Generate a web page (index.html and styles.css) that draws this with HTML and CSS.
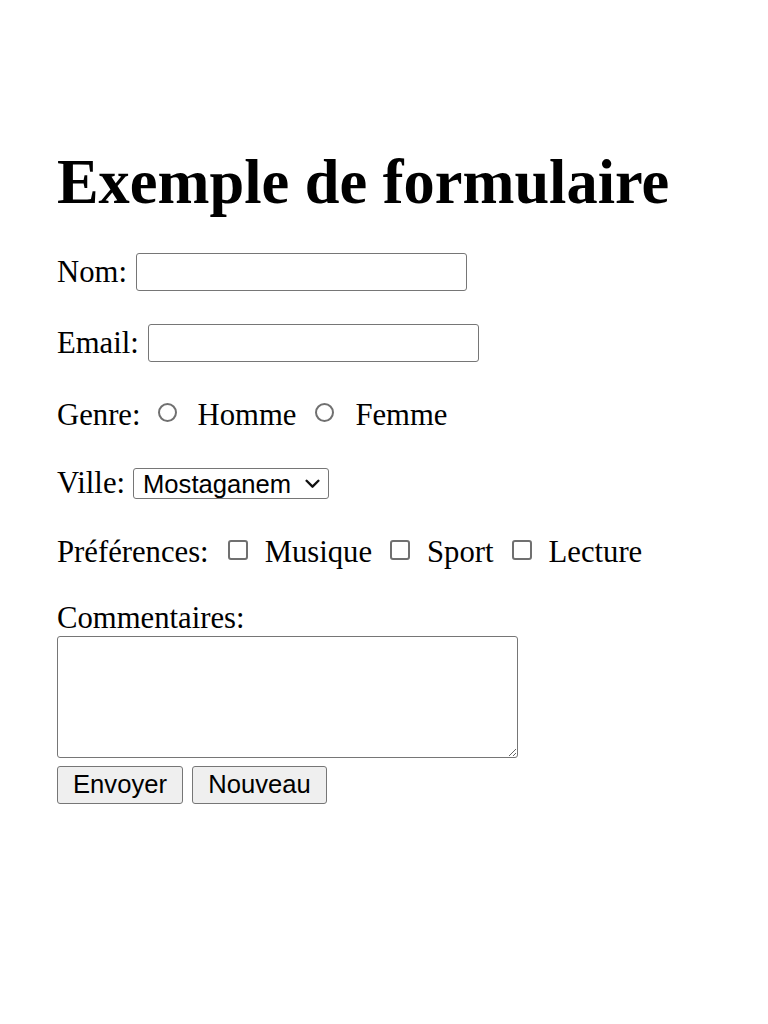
FILE: index.html
```html
<!DOCTYPE html>
<html lang="fr">
<head>
<meta charset="utf-8">
<title>Exemple de formulaire</title>
<link rel="stylesheet" href="styles.css">
</head>
<body>
<main class="page">
  <h1 class="title">Exemple de formulaire</h1>
  <form class="form">
    <div class="row row-1">
      <label class="label" for="nom">Nom:</label>
      <input class="field field-nom" id="nom" type="text">
    </div>
    <div class="row row-2">
      <label class="label" for="email">Email:</label>
      <input class="field" id="email" type="email">
    </div>
    <div class="row row-3">
      <span class="label">Genre:</span>
      <input class="radio" type="radio" name="genre" id="homme">
      <label class="option" for="homme">Homme</label>
      <input class="radio" type="radio" name="genre" id="femme">
      <label class="option" for="femme">Femme</label>
    </div>
    <div class="row row-4">
      <label class="label" for="ville">Ville:</label>
      <span class="select-wrap">
        <select class="select" id="ville">
          <option>Mostaganem</option>
          <option>Oran</option>
          <option>Alger</option>
        </select>
        <svg class="chevron" viewBox="0 0 14 9" width="15" height="10" aria-hidden="true"><path d="M1.5 1.5 L7 7 L12.5 1.5" fill="none" stroke="#111" stroke-width="2.2" stroke-linecap="round" stroke-linejoin="round"/></svg>
      </span>
    </div>
    <div class="row row-5">
      <span class="label">Préférences:</span>
      <input class="check" type="checkbox" id="musique">
      <label class="option" for="musique">Musique</label>
      <input class="check" type="checkbox" id="sport">
      <label class="option" for="sport">Sport</label>
      <input class="check" type="checkbox" id="lecture">
      <label class="option" for="lecture">Lecture</label>
    </div>
    <div class="comments">
      <label class="label comments-label" for="commentaires">Commentaires:</label>
      <textarea class="textarea" id="commentaires"></textarea>
      <div class="actions">
        <button class="btn btn-send" type="submit">Envoyer</button>
        <button class="btn btn-new" type="reset">Nouveau</button>
      </div>
    </div>
  </form>
</main>
</body>
</html>
```
FILE: styles.css
```css
html, body {
  margin: 0;
  padding: 0;
  background: #fff;
}

body {
  font-family: "Liberation Serif", "Times New Roman", serif;
  font-size: 30.7px;
  color: #000;
}

.page {
  padding: 146px 0 0 57px;
}

.title {
  margin: 0;
  font-size: 62.4px;
  line-height: 72px;
  font-weight: bold;
}

.form {
  display: flex;
  flex-direction: column;
  margin-top: 34px;
}

.row {
  display: flex;
  align-items: center;
  gap: 9px;
  line-height: 1;
}

.row-1 { height: 40px; }
.row-2 { height: 40px; margin-top: 31px; }
.row-3 { height: 39px; margin-top: 33px; gap: 0; }
.row-4 { height: 37px; margin-top: 30px; gap: 8px; }
.row-5 { height: 36px; margin-top: 32px; gap: 0; }

.label, .option {
  white-space: nowrap;
  flex: none;
}

.field {
  box-sizing: border-box;
  width: 331px;
  height: 38px;
  margin: 0;
  padding: 2px 4px;
  border: 1.5px solid #767676;
  border-radius: 3px;
  font-family: "Liberation Sans", Arial, sans-serif;
  font-size: 25.6px;
  background: #fff;
}

.radio {
  appearance: none;
  -webkit-appearance: none;
  box-sizing: border-box;
  flex: none;
  width: 19px;
  height: 19px;
  margin: 0 21px 6px 17px;
  border: 2px solid #707070;
  border-radius: 50%;
  background: #fff;
}

.radio + .option + .radio {
  margin-left: 19px;
}

.check {
  appearance: none;
  -webkit-appearance: none;
  box-sizing: border-box;
  flex: none;
  width: 20px;
  height: 20px;
  margin: 0 17px 4px 18px;
  border: 2px solid #707070;
  border-radius: 3px;
  background: #fff;
}

.check:first-of-type {
  margin-left: 19px;
}

.select-wrap {
  position: relative;
  display: inline-flex;
}

.select {
  appearance: none;
  -webkit-appearance: none;
  box-sizing: border-box;
  width: 196px;
  height: 31px;
  margin: 0;
  padding: 0 0 0 9px;
  border: 1.5px solid #767676;
  border-radius: 3px;
  background: #fff;
  color: #000;
  font-family: "Liberation Sans", Arial, sans-serif;
  font-size: 25.6px;
  line-height: 28px;
}

.chevron {
  position: absolute;
  right: 9px;
  top: 11px;
  pointer-events: none;
}

.comments {
  display: flex;
  flex-direction: column;
  align-items: flex-start;
  margin-top: 31px;
}

.comments-label {
  line-height: 35px;
  height: 35px;
}

.textarea {
  box-sizing: border-box;
  width: 461px;
  height: 122px;
  margin: 0;
  padding: 2px;
  border: 1.5px solid #767676;
  border-radius: 3px;
  font-family: "Liberation Mono", monospace;
  font-size: 25.6px;
  background: #fff;
}

.actions {
  display: flex;
  gap: 9px;
  margin-top: 8px;
}

.btn {
  box-sizing: border-box;
  height: 38px;
  margin: 0;
  padding: 0 15px;
  border: 1.5px solid #767676;
  border-radius: 3px;
  background: #efefef;
  color: #000;
  font-family: "Liberation Sans", Arial, sans-serif;
  font-size: 25.6px;
  line-height: 1;
}

.btn-send { width: 126px; }
.btn-new { width: 135px; }
```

^^^^

## Written task
In your copy of the listing above, reproduce each line exactly and omit all pictures.

## Exercise result
Generate a web page (index.html and styles.css) that draws this with HTML and CSS.
FILE: index.html
```html
<!DOCTYPE html>
<html lang="fr">
<head>
<meta charset="utf-8">
<title>Exemple de formulaire</title>
<link rel="stylesheet" href="styles.css">
</head>
<body>
<main class="page">
  <h1 class="title">Exemple de formulaire</h1>
  <form class="form">
    <div class="row row-1">
      <label class="label" for="nom">Nom:</label>
      <input class="field field-nom" id="nom" type="text">
    </div>
    <div class="row row-2">
      <label class="label" for="email">Email:</label>
      <input class="field" id="email" type="email">
    </div>
    <div class="row row-3">
      <span class="label">Genre:</span>
      <input class="radio" type="radio" name="genre" id="homme">
      <label class="option" for="homme">Homme</label>
      <input class="radio" type="radio" name="genre" id="femme">
      <label class="option" for="femme">Femme</label>
    </div>
    <div class="row row-4">
      <label class="label" for="ville">Ville:</label>
      <span class="select-wrap">
        <select class="select" id="ville">
          <option>Mostaganem</option>
          <option>Oran</option>
          <option>Alger</option>
        </select>
        <svg class="chevron" viewBox="0 0 14 9" width="15" height="10" aria-hidden="true"><path d="M1.5 1.5 L7 7 L12.5 1.5" fill="none" stroke="#111" stroke-width="2.2" stroke-linecap="round" stroke-linejoin="round"/></svg>
      </span>
    </div>
    <div class="row row-5">
      <span class="label">Préférences:</span>
      <input class="check" type="checkbox" id="musique">
      <label class="option" for="musique">Musique</label>
      <input class="check" type="checkbox" id="sport">
      <label class="option" for="sport">Sport</label>
      <input class="check" type="checkbox" id="lecture">
      <label class="option" for="lecture">Lecture</label>
    </div>
    <div class="comments">
      <label class="label comments-label" for="commentaires">Commentaires:</label>
      <textarea class="textarea" id="commentaires"></textarea>
      <div class="actions">
        <button class="btn btn-send" type="submit">Envoyer</button>
        <button class="btn btn-new" type="reset">Nouveau</button>
      </div>
    </div>
  </form>
</main>
</body>
</html>
```
FILE: styles.css
```css
html, body {
  margin: 0;
  padding: 0;
  background: #fff;
}

body {
  font-family: "Liberation Serif", "Times New Roman", serif;
  font-size: 30.7px;
  color: #000;
}

.page {
  padding: 146px 0 0 57px;
}

.title {
  margin: 0;
  font-size: 62.4px;
  line-height: 72px;
  font-weight: bold;
}

.form {
  display: flex;
  flex-direction: column;
  margin-top: 34px;
}

.row {
  display: flex;
  align-items: center;
  gap: 9px;
  line-height: 1;
}

.row-1 { height: 40px; }
.row-2 { height: 40px; margin-top: 31px; }
.row-3 { height: 39px; margin-top: 33px; gap: 0; }
.row-4 { height: 37px; margin-top: 30px; gap: 8px; }
.row-5 { height: 36px; margin-top: 32px; gap: 0; }

.label, .option {
  white-space: nowrap;
  flex: none;
}

.field {
  box-sizing: border-box;
  width: 331px;
  height: 38px;
  margin: 0;
  padding: 2px 4px;
  border: 1.5px solid #767676;
  border-radius: 3px;
  font-family: "Liberation Sans", Arial, sans-serif;
  font-size: 25.6px;
  background: #fff;
}

.radio {
  appearance: none;
  -webkit-appearance: none;
  box-sizing: border-box;
  flex: none;
  width: 19px;
  height: 19px;
  margin: 0 21px 6px 17px;
  border: 2px solid #707070;
  border-radius: 50%;
  background: #fff;
}

.radio + .option + .radio {
  margin-left: 19px;
}

.check {
  appearance: none;
  -webkit-appearance: none;
  box-sizing: border-box;
  flex: none;
  width: 20px;
  height: 20px;
  margin: 0 17px 4px 18px;
  border: 2px solid #707070;
  border-radius: 3px;
  background: #fff;
}

.check:first-of-type {
  margin-left: 19px;
}

.select-wrap {
  position: relative;
  display: inline-flex;
}

.select {
  appearance: none;
  -webkit-appearance: none;
  box-sizing: border-box;
  width: 196px;
  height: 31px;
  margin: 0;
  padding: 0 0 0 9px;
  border: 1.5px solid #767676;
  border-radius: 3px;
  background: #fff;
  color: #000;
  font-family: "Liberation Sans", Arial, sans-serif;
  font-size: 25.6px;
  line-height: 28px;
}

.chevron {
  position: absolute;
  right: 9px;
  top: 11px;
  pointer-events: none;
}

.comments {
  display: flex;
  flex-direction: column;
  align-items: flex-start;
  margin-top: 31px;
}

.comments-label {
  line-height: 35px;
  height: 35px;
}

.textarea {
  box-sizing: border-box;
  width: 461px;
  height: 122px;
  margin: 0;
  padding: 2px;
  border: 1.5px solid #767676;
  border-radius: 3px;
  font-family: "Liberation Mono", monospace;
  font-size: 25.6px;
  background: #fff;
}

.actions {
  display: flex;
  gap: 9px;
  margin-top: 8px;
}

.btn {
  box-sizing: border-box;
  height: 38px;
  margin: 0;
  padding: 0 15px;
  border: 1.5px solid #767676;
  border-radius: 3px;
  background: #efefef;
  color: #000;
  font-family: "Liberation Sans", Arial, sans-serif;
  font-size: 25.6px;
  line-height: 1;
}

.btn-send { width: 126px; }
.btn-new { width: 135px; }
```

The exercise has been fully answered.